Return all lines below containing the word "components".

Start of Information shown

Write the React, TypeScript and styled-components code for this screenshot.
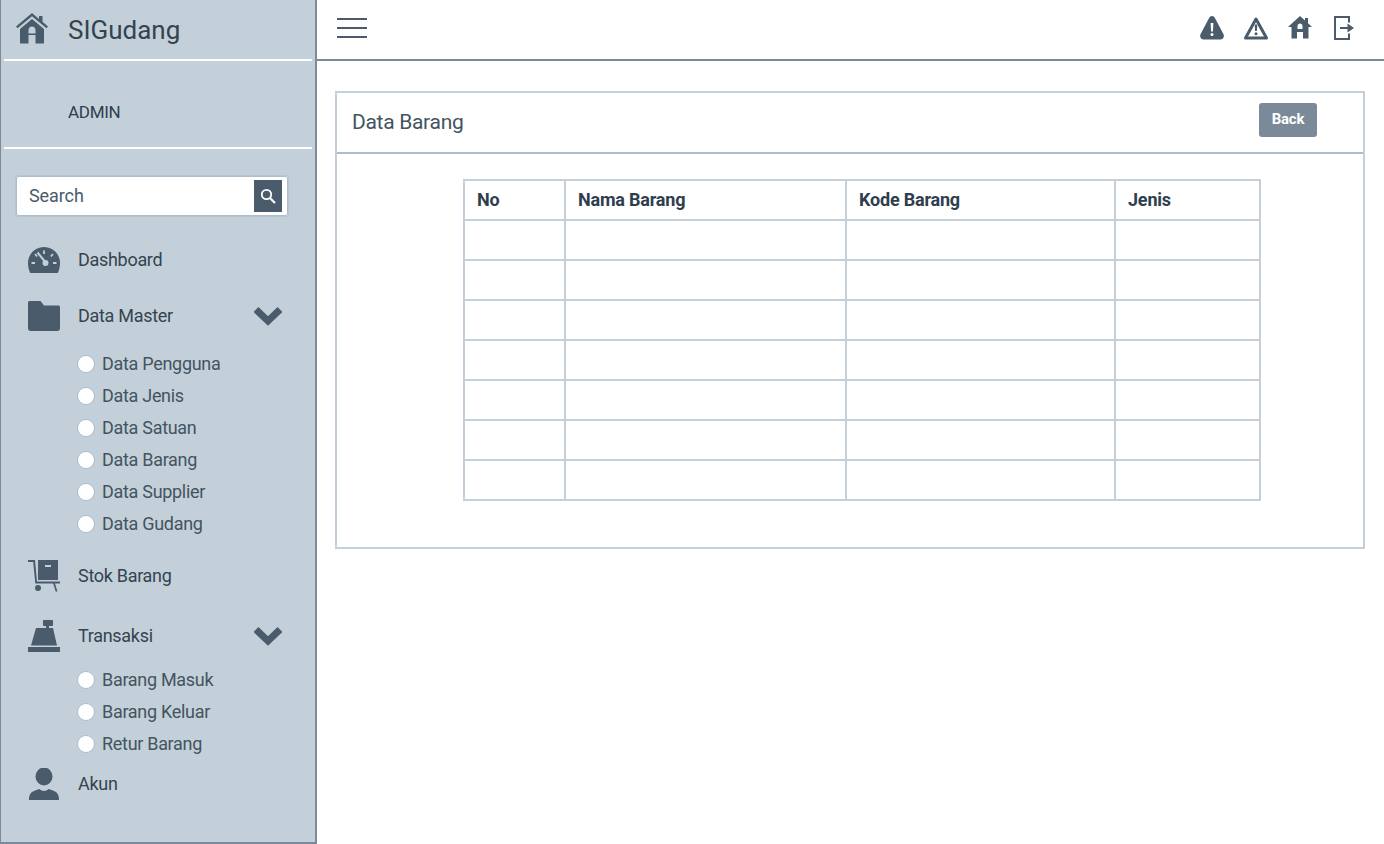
import React from "react";
import styled, { createGlobalStyle } from "styled-components";

const Global = createGlobalStyle`
  html, body { margin: 0; padding: 0; height: 100%; background: #fff; }
  body { font-family: "Roboto", "Liberation Sans", sans-serif; color: #2f3e4e; }
  #root { height: 844px; overflow: hidden; }
  * { box-sizing: border-box; }
`;

const Page = styled.div`
  display: flex;
  width: 1384px;
  height: 844px;
`;
const Sidebar = styled.aside`
  width: 317px;
  height: 844px;
  flex: none;
  background: #c3d0da;
  border-left: 1px solid #7b8a99;
  border-right: 2px solid #7b8a99;
  border-bottom: 2px solid #7b8a99;
  padding: 0 3px;
`;
const Brand = styled.div`
  height: 59px;
  display: flex;
  align-items: center;
  padding-left: 12px;
  gap: 20px;
`;
const BrandMark = styled.span`
  display: flex;
  margin-bottom: 3px;
`;
const BrandName = styled.span`
  font-size: 26px;
  letter-spacing: 0;
  line-height: 30px;
  color: #34444f;
`;
const Rule = styled.div`
  height: 2px;
  background: #fff;
  width: 308px;
`;
const UserBlock = styled.div`
  height: 86px;
  display: flex;
  align-items: center;
  padding: 15px 0 0 64px;
  font-size: 17px;
  letter-spacing: -0.3px;
  color: #2f3e4e;
`;
const SearchBox = styled.div`
  margin: 27px 0 0 12px;
  width: 272px;
  height: 40px;
  background: #fff;
  border-radius: 3px;
  box-shadow: inset 0 0 0 1px #aebdca, 0 0 0 1px #b7c5d1;
  display: flex;
  align-items: center;
  justify-content: space-between;
  padding: 0 6px 0 13px;
  font-size: 18px;
  letter-spacing: -0.1px;
  color: #4a5b6b;
`;
const SearchLabel = styled.span`
  padding-bottom: 2px;
`;
const SearchButton = styled.div`
  width: 28px;
  height: 32px;
  background: #4a5b6b;
  display: flex;
  align-items: center;
  justify-content: center;
`;
const Nav = styled.nav`
  display: flex;
  flex-direction: column;
  margin-top: 24px;
`;
const NavRow = styled.div<{ $top: number }>`
  height: 40px;
  margin-top: ${(p) => p.$top}px;
  display: flex;
  align-items: center;
  padding-left: 24px;
  font-size: 18px;
  letter-spacing: -0.3px;
  color: #34444f;
`;
const NavIcon = styled.span`
  width: 32px;
  height: 40px;
  flex: none;
  display: flex;
  align-items: center;
  justify-content: center;
  margin-right: 18px;
`;
const NavLabel = styled.span`
  flex: 1;
  padding-bottom: 2px;
`;
const Chevron = styled.span`
  width: 32px;
  display: flex;
  justify-content: center;
  margin-right: 28px;
`;
const SubList = styled.ul<{ $top: number }>`
  list-style: none;
  margin: ${(p) => p.$top}px 0 0;
  padding: 0 0 0 74px;
`;
const SubItem = styled.li`
  height: 32px;
  display: flex;
  align-items: center;
  gap: 8px;
  font-size: 18px;
  letter-spacing: -0.3px;
  color: #44545f;
`;
const SubLabel = styled.span`
  padding-bottom: 2px;
`;
const Dot = styled.span`
  width: 16px;
  height: 16px;
  border-radius: 50%;
  background: #fff;
  box-shadow: 0 0 0 1px #aebdca;
  flex: none;
`;
const Main = styled.main`
  flex: 1;
  min-width: 0;
`;
const TopBar = styled.header`
  height: 61px;
  border-bottom: 2px solid #7b8a99;
  display: flex;
  align-items: center;
  justify-content: space-between;
  padding: 0 26px 4px 20px;
`;
const Burger = styled.div`
  width: 30px;
  height: 20px;
  display: flex;
  flex-direction: column;
  justify-content: space-between;
  margin-top: 1px;
  & > i { display: block; height: 2px; background: #4a5b6b; }
`;
const TopIcons = styled.div`
  display: flex;
  align-items: center;
  gap: 16px;
`;
const TopIcon = styled.span`
  width: 28px;
  height: 28px;
  display: flex;
  align-items: center;
  justify-content: center;
`;
const Card = styled.section`
  margin: 30px 19px 0 18px;
  height: 458px;
  border: 2px solid #c3d0da;
`;
const CardHead = styled.div`
  height: 61px;
  border-bottom: 2px solid #aebdca;
  display: flex;
  align-items: center;
  justify-content: space-between;
  padding: 0 46px 2px 15px;
`;
const CardTitle = styled.h2`
  margin: 0;
  font-weight: 400;
  font-size: 21px;
  letter-spacing: -0.3px;
  color: #44545f;
`;
const BackButton = styled.button`
  width: 58px;
  height: 34px;
  background: #7b8a99;
  border: 0;
  border-radius: 3px;
  color: #fff;
  font: 700 15px "Roboto", sans-serif;
  letter-spacing: -0.2px;
  padding: 0 0 2px;
  margin-bottom: 3px;
`;
const TableWrap = styled.div`
  padding: 25px 0 0 126px;
`;
const Table = styled.table`
  border-collapse: collapse;
  table-layout: fixed;
  width: 798px;
  height: 322px;
  font-size: 18px;
  th, td {
    border: 2px solid #c3d0da;
    padding: 0 0 0 12px;
    text-align: left;
    height: 40px;
  }
  th {
    font-weight: 700;
    letter-spacing: -0.2px;
    color: #2f3e4e;
    padding-bottom: 2px;
  }
`;

const C = "#4a5b6b";

const HomeIcon = () => (
  <svg width="32" height="31" viewBox="0 0 32 31" fill={C}>
    <path d="M16 0 0 13.500 1.500 15.300 16 3.200 30.500 15.300 32 13.500 26.500 8.800V3h-3.500v2.900Z" />
    <path fillRule="evenodd" d="M16 6 4 16v14.500h8.500V22h7v8.500H28V16ZM12.500 17c0-2 1.500-3.500 3.500-3.500s3.500 1.500 3.500 3.500v3.500h-7Z" />
  </svg>
);

const SolidHome = () => (
  <svg width="24" height="23" viewBox="0 0 24 23" fill={C}>
    <path fillRule="evenodd" d="M12 0 0 11h3.500v11.500h5.500V16h6v6.500h5.500V11H24l-4-3.700V2h-3v2.600ZM9.500 10c0-1.400 1.100-2.500 2.500-2.500s2.500 1.100 2.500 2.500v3h-5Z" />
  </svg>
);

const Folder = () => (
  <svg width="32" height="30" viewBox="0 0 32 30" fill={C}>
    <path d="M0 1.500C0 .7.7 0 1.500 0h11l3.500 4.500h14.500C31.300 4.500 32 5.200 32 6v21.500c0 1.400-1.100 2.500-2.500 2.500h-27C1.100 30 0 28.900 0 27.500Z" />
  </svg>
);

const Gauge = () => (
  <svg width="32" height="26" viewBox="0 0 32 26">
    <path fill={C} d="M16 0C7.200 0 0 7.200 0 16c0 3.700.8 7.200 2.200 10h27.600c1.400-2.800 2.200-6.300 2.200-10C32 7.200 24.800 0 16 0Z" />
    <path stroke="#c3d0da" strokeWidth="1.800" d="M16 3.500v3.500M25 7l-2.200 2.500M28.500 16h-3.500M3.500 16h3.500M7 7l2.200 2.500" />
    <path stroke="#c3d0da" strokeWidth="2" d="M9.500 5.500 16.500 14" />
    <circle cx="17.500" cy="16" r="3" fill="#c3d0da" />
  </svg>
);

const Cart = () => (
  <svg width="32" height="32" viewBox="0 0 32 32" fill={C}>
    <path d="M10 0h20v20H10Z" />
    <path fill="#c3d0da" d="M17 5h6v2h-6Z" />
    <path d="M0 0h7l2 21.500H32v2H7.300L5.200 2H0Z" />
    <circle cx="10" cy="28" r="3" />
    <path d="M25 23h1.800l2.700 8.500h-1.800Z" />
  </svg>
);

const Register = () => (
  <svg width="32" height="32" viewBox="0 0 32 32" fill={C}>
    <path d="M15 1c0-.6.4-1 1-1h8c.6 0 1 .4 1 1v4c0 .6-.4 1-1 1h-3v2h-3V6h-2c-.6 0-1-.4-1-1Z" />
    <path d="M8 8h17l4 17.500H3Z" />
    <path d="M0 27h32v5H0Z" />
  </svg>
);

const Person = () => (
  <svg width="32" height="32" viewBox="0 0 32 32" fill={C}>
    <ellipse cx="16" cy="8.500" rx="8.500" ry="9" />
    <path d="M1 32c0-5 1.500-8 6-9.500l4.500-1.500c1 1.300 3 2 4.500 2s3.500-.7 4.500-2l4.500 1.500c4.500 1.500 6 4.500 6 9.500Z" />
  </svg>
);

const Chev = () => (
  <svg width="30" height="20" viewBox="0 0 30 20">
    <path d="M3 3.500 15 15 27 3.500" fill="none" stroke={C} strokeWidth="7" strokeLinejoin="miter" />
  </svg>
);

const WarnFilled = () => (
  <svg width="24" height="24" viewBox="0 0 24 24">
    <path fill={C} d="M12 0c1.300 0 2.200.8 2.900 2l8.500 16c1.300 2.600-.2 5.500-3 5.500H3.600c-2.800 0-4.300-2.900-3-5.500L9.100 2C9.800.8 10.700 0 12 0Z" />
    <path fill="#fff" d="M10.600 7h2.800l-.5 8.500h-1.800Z" />
    <circle cx="12" cy="18.500" r="1.500" fill="#fff" />
  </svg>
);

const WarnOutline = () => (
  <svg width="24" height="24" viewBox="0 0 24 24">
    <path fill="none" stroke={C} strokeWidth="3" strokeLinejoin="round" d="M12 3 22.500 22H1.500Z" />
    <path fill={C} d="M10.700 8.500h2.600l-.4 6.500h-1.800Z" />
    <circle cx="12" cy="17.800" r="1.500" fill={C} />
  </svg>
);

const Exit = () => (
  <svg width="20" height="24" viewBox="0 0 20 24" fill="none" stroke={C} strokeWidth="2">
    <path d="M15 6.500V1H1v22h14v-5.500" />
    <path d="M6 12h9" />
    <path fill={C} stroke="none" d="M13.500 7.500 20 12l-6.500 4.500Z" />
  </svg>
);

const SearchGlyph = () => (
  <svg width="16" height="16" viewBox="0 0 16 16" fill="none" stroke="#fff" strokeWidth="1.800">
    <circle cx="6.500" cy="6.500" r="4.700" />
    <path d="m10 10 5 5" strokeWidth="2.200" />
  </svg>
);

const master = ["Data Pengguna", "Data Jenis", "Data Satuan", "Data Barang", "Data Supplier", "Data Gudang"];
const trans = ["Barang Masuk", "Barang Keluar", "Retur Barang"];

export default function App() {
  return (
    <Page>
      <Global />
      <Sidebar>
        <Brand>
          <BrandMark><HomeIcon /></BrandMark>
          <BrandName>SIGudang</BrandName>
        </Brand>
        <Rule />
        <UserBlock>ADMIN</UserBlock>
        <Rule />
        <SearchBox>
          <SearchLabel>Search</SearchLabel>
          <SearchButton><SearchGlyph /></SearchButton>
        </SearchBox>
        <Nav>
          <NavRow $top={0}>
            <NavIcon><Gauge /></NavIcon>
            <NavLabel>Dashboard</NavLabel>
          </NavRow>
          <NavRow $top={16}>
            <NavIcon><Folder /></NavIcon>
            <NavLabel>Data Master</NavLabel>
            <Chevron><Chev /></Chevron>
          </NavRow>
          <SubList $top={12}>
            {master.map((m) => <SubItem key={m}><Dot /><SubLabel>{m}</SubLabel></SubItem>)}
          </SubList>
          <NavRow $top={16}>
            <NavIcon><Cart /></NavIcon>
            <NavLabel>Stok Barang</NavLabel>
          </NavRow>
          <NavRow $top={20}>
            <NavIcon><Register /></NavIcon>
            <NavLabel>Transaksi</NavLabel>
            <Chevron><Chev /></Chevron>
          </NavRow>
          <SubList $top={8}>
            {trans.map((m) => <SubItem key={m}><Dot /><SubLabel>{m}</SubLabel></SubItem>)}
          </SubList>
          <NavRow $top={4}>
            <NavIcon><Person /></NavIcon>
            <NavLabel>Akun</NavLabel>
          </NavRow>
        </Nav>
      </Sidebar>
      <Main>
        <TopBar>
          <Burger><i /><i /><i /></Burger>
          <TopIcons>
            <TopIcon><WarnFilled /></TopIcon>
            <TopIcon><WarnOutline /></TopIcon>
            <TopIcon><SolidHome /></TopIcon>
            <TopIcon><Exit /></TopIcon>
          </TopIcons>
        </TopBar>
        <Card>
          <CardHead>
            <CardTitle>Data Barang</CardTitle>
            <BackButton>Back</BackButton>
          </CardHead>
          <TableWrap>
            <Table>
              <colgroup>
                <col style={{ width: 101 }} />
                <col style={{ width: 281 }} />
                <col style={{ width: 269 }} />
                <col style={{ width: 145 }} />
              </colgroup>
              <thead>
                <tr><th>No</th><th>Nama Barang</th><th>Kode Barang</th><th>Jenis</th></tr>
              </thead>
              <tbody>
                {[0, 1, 2, 3, 4, 5, 6].map((r) => (
                  <tr key={r}><td /><td /><td /><td /></tr>
                ))}
              </tbody>
            </Table>
          </TableWrap>
        </Card>
      </Main>
    </Page>
  );
}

End of Information shown

▸ Problem solution:
Write the React, TypeScript and styled-components code for this screenshot.
import styled, { createGlobalStyle } from "styled-components";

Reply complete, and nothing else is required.